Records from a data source
----------------
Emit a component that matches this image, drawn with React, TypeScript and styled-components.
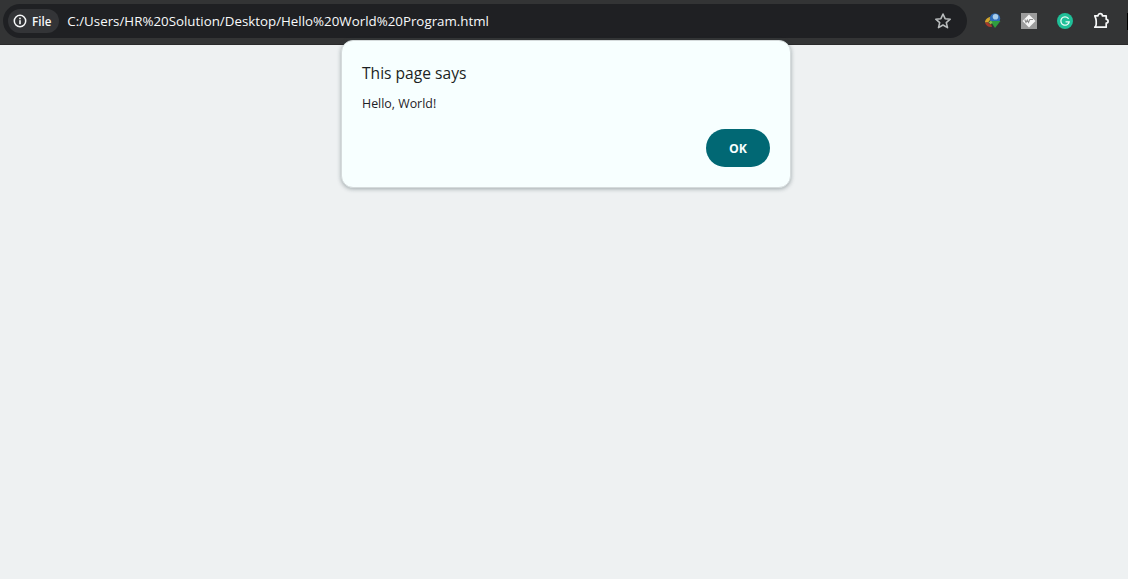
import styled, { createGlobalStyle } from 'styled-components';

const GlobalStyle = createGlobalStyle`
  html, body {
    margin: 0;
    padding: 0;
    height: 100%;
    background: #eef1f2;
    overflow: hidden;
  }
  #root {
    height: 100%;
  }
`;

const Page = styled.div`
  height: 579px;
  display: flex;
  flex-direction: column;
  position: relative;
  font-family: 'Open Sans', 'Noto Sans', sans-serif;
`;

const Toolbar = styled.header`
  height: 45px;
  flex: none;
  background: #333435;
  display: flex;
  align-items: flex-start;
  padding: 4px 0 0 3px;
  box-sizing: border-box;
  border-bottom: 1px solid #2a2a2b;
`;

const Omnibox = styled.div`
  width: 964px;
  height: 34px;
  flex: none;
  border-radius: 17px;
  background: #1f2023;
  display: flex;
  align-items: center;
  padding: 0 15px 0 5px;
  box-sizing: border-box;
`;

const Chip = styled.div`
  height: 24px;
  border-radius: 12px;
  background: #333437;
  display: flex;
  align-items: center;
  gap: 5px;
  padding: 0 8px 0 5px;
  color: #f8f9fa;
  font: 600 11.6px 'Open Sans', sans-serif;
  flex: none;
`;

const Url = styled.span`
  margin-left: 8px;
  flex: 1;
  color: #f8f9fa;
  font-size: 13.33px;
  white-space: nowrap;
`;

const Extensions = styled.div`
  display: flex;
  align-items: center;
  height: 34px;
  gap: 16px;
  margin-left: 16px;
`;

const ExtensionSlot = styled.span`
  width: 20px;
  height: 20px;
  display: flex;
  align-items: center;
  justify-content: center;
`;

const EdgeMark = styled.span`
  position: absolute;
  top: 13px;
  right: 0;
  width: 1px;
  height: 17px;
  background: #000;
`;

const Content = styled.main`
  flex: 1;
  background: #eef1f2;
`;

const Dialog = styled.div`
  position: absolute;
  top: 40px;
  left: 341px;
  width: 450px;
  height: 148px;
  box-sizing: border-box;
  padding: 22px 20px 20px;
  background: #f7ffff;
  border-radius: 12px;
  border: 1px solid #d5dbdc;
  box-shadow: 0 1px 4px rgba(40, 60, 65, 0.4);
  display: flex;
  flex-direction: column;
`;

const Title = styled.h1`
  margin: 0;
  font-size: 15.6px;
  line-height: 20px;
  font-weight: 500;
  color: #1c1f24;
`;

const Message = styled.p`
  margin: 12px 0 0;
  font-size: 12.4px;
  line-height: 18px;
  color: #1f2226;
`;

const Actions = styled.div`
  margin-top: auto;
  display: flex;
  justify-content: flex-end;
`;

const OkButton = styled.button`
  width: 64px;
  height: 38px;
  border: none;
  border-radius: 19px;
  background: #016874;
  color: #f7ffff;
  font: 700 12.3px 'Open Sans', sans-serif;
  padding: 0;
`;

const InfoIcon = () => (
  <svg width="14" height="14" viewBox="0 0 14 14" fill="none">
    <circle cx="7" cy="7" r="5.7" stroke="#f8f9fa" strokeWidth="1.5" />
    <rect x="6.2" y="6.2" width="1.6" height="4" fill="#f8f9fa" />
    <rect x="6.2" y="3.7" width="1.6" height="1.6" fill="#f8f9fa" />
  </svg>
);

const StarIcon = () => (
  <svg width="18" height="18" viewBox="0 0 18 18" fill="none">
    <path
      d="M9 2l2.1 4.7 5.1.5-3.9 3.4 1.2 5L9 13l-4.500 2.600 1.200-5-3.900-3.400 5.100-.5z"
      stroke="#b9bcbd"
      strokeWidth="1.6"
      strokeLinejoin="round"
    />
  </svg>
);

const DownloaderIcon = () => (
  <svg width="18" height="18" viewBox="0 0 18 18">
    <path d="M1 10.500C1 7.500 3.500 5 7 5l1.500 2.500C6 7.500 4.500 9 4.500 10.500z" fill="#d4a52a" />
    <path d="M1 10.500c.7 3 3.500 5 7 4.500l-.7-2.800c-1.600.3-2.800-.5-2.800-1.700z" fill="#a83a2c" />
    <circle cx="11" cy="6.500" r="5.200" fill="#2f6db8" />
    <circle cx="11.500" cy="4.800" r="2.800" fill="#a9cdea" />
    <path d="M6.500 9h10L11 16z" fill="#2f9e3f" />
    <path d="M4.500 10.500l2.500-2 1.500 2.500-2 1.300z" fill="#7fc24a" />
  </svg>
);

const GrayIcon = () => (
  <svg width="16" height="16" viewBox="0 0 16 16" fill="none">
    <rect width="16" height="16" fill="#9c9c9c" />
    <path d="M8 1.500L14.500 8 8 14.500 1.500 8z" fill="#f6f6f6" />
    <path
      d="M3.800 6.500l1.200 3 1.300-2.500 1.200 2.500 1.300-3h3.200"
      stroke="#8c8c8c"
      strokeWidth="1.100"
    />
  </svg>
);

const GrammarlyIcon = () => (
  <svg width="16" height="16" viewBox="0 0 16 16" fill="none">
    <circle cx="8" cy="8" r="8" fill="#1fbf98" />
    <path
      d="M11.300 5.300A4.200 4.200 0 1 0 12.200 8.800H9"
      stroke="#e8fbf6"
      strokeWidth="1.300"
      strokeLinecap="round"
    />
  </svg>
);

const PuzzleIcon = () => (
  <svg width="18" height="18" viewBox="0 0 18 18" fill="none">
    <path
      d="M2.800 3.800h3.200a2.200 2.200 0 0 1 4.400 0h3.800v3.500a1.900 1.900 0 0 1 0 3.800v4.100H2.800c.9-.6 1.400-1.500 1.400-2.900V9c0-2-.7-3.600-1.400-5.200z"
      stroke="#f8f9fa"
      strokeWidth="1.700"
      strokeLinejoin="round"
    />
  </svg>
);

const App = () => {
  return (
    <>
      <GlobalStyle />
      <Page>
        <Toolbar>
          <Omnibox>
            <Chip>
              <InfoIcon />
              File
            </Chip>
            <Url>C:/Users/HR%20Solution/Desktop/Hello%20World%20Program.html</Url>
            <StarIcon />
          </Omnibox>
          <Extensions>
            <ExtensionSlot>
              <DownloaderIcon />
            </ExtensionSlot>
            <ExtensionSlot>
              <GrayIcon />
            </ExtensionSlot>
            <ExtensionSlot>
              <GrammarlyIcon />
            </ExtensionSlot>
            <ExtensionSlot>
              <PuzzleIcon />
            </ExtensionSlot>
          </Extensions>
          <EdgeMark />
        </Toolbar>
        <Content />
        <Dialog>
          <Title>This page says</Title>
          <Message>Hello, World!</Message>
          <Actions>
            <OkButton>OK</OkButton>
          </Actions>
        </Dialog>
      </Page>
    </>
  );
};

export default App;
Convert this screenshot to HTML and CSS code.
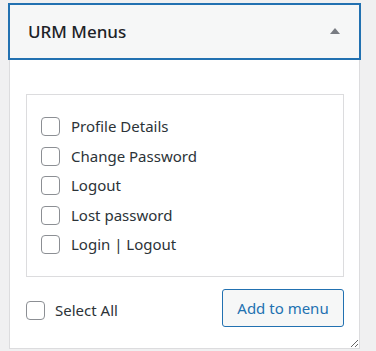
----------------
Copy each line exactly, and leave the pictures out of your copy.

Emit a component that matches this image, drawn with React, TypeScript and styled-components.
import styled, { createGlobalStyle } from 'styled-components';

const GlobalStyle = createGlobalStyle`
  html, body {
    margin: 0;
    padding: 0;
    height: 100%;
    background: #eef1f2;
    overflow: hidden;
  }
  #root {
    height: 100%;
  }
`;

const Page = styled.div`
  height: 579px;
  display: flex;
  flex-direction: column;
  position: relative;
  font-family: 'Open Sans', 'Noto Sans', sans-serif;
`;

const Toolbar = styled.header`
  height: 45px;
  flex: none;
  background: #333435;
  display: flex;
  align-items: flex-start;
  padding: 4px 0 0 3px;
  box-sizing: border-box;
  border-bottom: 1px solid #2a2a2b;
`;

const Omnibox = styled.div`
  width: 964px;
  height: 34px;
  flex: none;
  border-radius: 17px;
  background: #1f2023;
  display: flex;
  align-items: center;
  padding: 0 15px 0 5px;
  box-sizing: border-box;
`;

const Chip = styled.div`
  height: 24px;
  border-radius: 12px;
  background: #333437;
  display: flex;
  align-items: center;
  gap: 5px;
  padding: 0 8px 0 5px;
  color: #f8f9fa;
  font: 600 11.6px 'Open Sans', sans-serif;
  flex: none;
`;

const Url = styled.span`
  margin-left: 8px;
  flex: 1;
  color: #f8f9fa;
  font-size: 13.33px;
  white-space: nowrap;
`;

const Extensions = styled.div`
  display: flex;
  align-items: center;
  height: 34px;
  gap: 16px;
  margin-left: 16px;
`;

const ExtensionSlot = styled.span`
  width: 20px;
  height: 20px;
  display: flex;
  align-items: center;
  justify-content: center;
`;

const EdgeMark = styled.span`
  position: absolute;
  top: 13px;
  right: 0;
  width: 1px;
  height: 17px;
  background: #000;
`;

const Content = styled.main`
  flex: 1;
  background: #eef1f2;
`;

const Dialog = styled.div`
  position: absolute;
  top: 40px;
  left: 341px;
  width: 450px;
  height: 148px;
  box-sizing: border-box;
  padding: 22px 20px 20px;
  background: #f7ffff;
  border-radius: 12px;
  border: 1px solid #d5dbdc;
  box-shadow: 0 1px 4px rgba(40, 60, 65, 0.4);
  display: flex;
  flex-direction: column;
`;

const Title = styled.h1`
  margin: 0;
  font-size: 15.6px;
  line-height: 20px;
  font-weight: 500;
  color: #1c1f24;
`;

const Message = styled.p`
  margin: 12px 0 0;
  font-size: 12.4px;
  line-height: 18px;
  color: #1f2226;
`;

const Actions = styled.div`
  margin-top: auto;
  display: flex;
  justify-content: flex-end;
`;

const OkButton = styled.button`
  width: 64px;
  height: 38px;
  border: none;
  border-radius: 19px;
  background: #016874;
  color: #f7ffff;
  font: 700 12.3px 'Open Sans', sans-serif;
  padding: 0;
`;

const InfoIcon = () => (
  <svg width="14" height="14" viewBox="0 0 14 14" fill="none">
    <circle cx="7" cy="7" r="5.7" stroke="#f8f9fa" strokeWidth="1.5" />
    <rect x="6.2" y="6.2" width="1.6" height="4" fill="#f8f9fa" />
    <rect x="6.2" y="3.7" width="1.6" height="1.6" fill="#f8f9fa" />
  </svg>
);

const StarIcon = () => (
  <svg width="18" height="18" viewBox="0 0 18 18" fill="none">
    <path
      d="M9 2l2.1 4.7 5.1.5-3.9 3.4 1.2 5L9 13l-4.500 2.600 1.200-5-3.900-3.400 5.100-.5z"
      stroke="#b9bcbd"
      strokeWidth="1.6"
      strokeLinejoin="round"
    />
  </svg>
);

const DownloaderIcon = () => (
  <svg width="18" height="18" viewBox="0 0 18 18">
    <path d="M1 10.500C1 7.500 3.500 5 7 5l1.500 2.500C6 7.500 4.500 9 4.500 10.500z" fill="#d4a52a" />
    <path d="M1 10.500c.7 3 3.500 5 7 4.500l-.7-2.800c-1.600.3-2.800-.5-2.800-1.700z" fill="#a83a2c" />
    <circle cx="11" cy="6.500" r="5.200" fill="#2f6db8" />
    <circle cx="11.500" cy="4.800" r="2.800" fill="#a9cdea" />
    <path d="M6.500 9h10L11 16z" fill="#2f9e3f" />
    <path d="M4.500 10.500l2.500-2 1.500 2.500-2 1.300z" fill="#7fc24a" />
  </svg>
);

const GrayIcon = () => (
  <svg width="16" height="16" viewBox="0 0 16 16" fill="none">
    <rect width="16" height="16" fill="#9c9c9c" />
    <path d="M8 1.500L14.500 8 8 14.500 1.500 8z" fill="#f6f6f6" />
    <path
      d="M3.800 6.500l1.200 3 1.300-2.500 1.200 2.500 1.300-3h3.200"
      stroke="#8c8c8c"
      strokeWidth="1.100"
    />
  </svg>
);

const GrammarlyIcon = () => (
  <svg width="16" height="16" viewBox="0 0 16 16" fill="none">
    <circle cx="8" cy="8" r="8" fill="#1fbf98" />
    <path
      d="M11.300 5.300A4.200 4.200 0 1 0 12.200 8.800H9"
      stroke="#e8fbf6"
      strokeWidth="1.300"
      strokeLinecap="round"
    />
  </svg>
);

const PuzzleIcon = () => (
  <svg width="18" height="18" viewBox="0 0 18 18" fill="none">
    <path
      d="M2.800 3.800h3.200a2.200 2.200 0 0 1 4.400 0h3.800v3.500a1.900 1.900 0 0 1 0 3.800v4.100H2.800c.9-.6 1.400-1.500 1.400-2.900V9c0-2-.7-3.600-1.400-5.200z"
      stroke="#f8f9fa"
      strokeWidth="1.700"
      strokeLinejoin="round"
    />
  </svg>
);

const App = () => {
  return (
    <>
      <GlobalStyle />
      <Page>
        <Toolbar>
          <Omnibox>
            <Chip>
              <InfoIcon />
              File
            </Chip>
            <Url>C:/Users/HR%20Solution/Desktop/Hello%20World%20Program.html</Url>
            <StarIcon />
          </Omnibox>
          <Extensions>
            <ExtensionSlot>
              <DownloaderIcon />
            </ExtensionSlot>
            <ExtensionSlot>
              <GrayIcon />
            </ExtensionSlot>
            <ExtensionSlot>
              <GrammarlyIcon />
            </ExtensionSlot>
            <ExtensionSlot>
              <PuzzleIcon />
            </ExtensionSlot>
          </Extensions>
          <EdgeMark />
        </Toolbar>
        <Content />
        <Dialog>
          <Title>This page says</Title>
          <Message>Hello, World!</Message>
          <Actions>
            <OkButton>OK</OkButton>
          </Actions>
        </Dialog>
      </Page>
    </>
  );
};

export default App;
Convert this screenshot to HTML and CSS code.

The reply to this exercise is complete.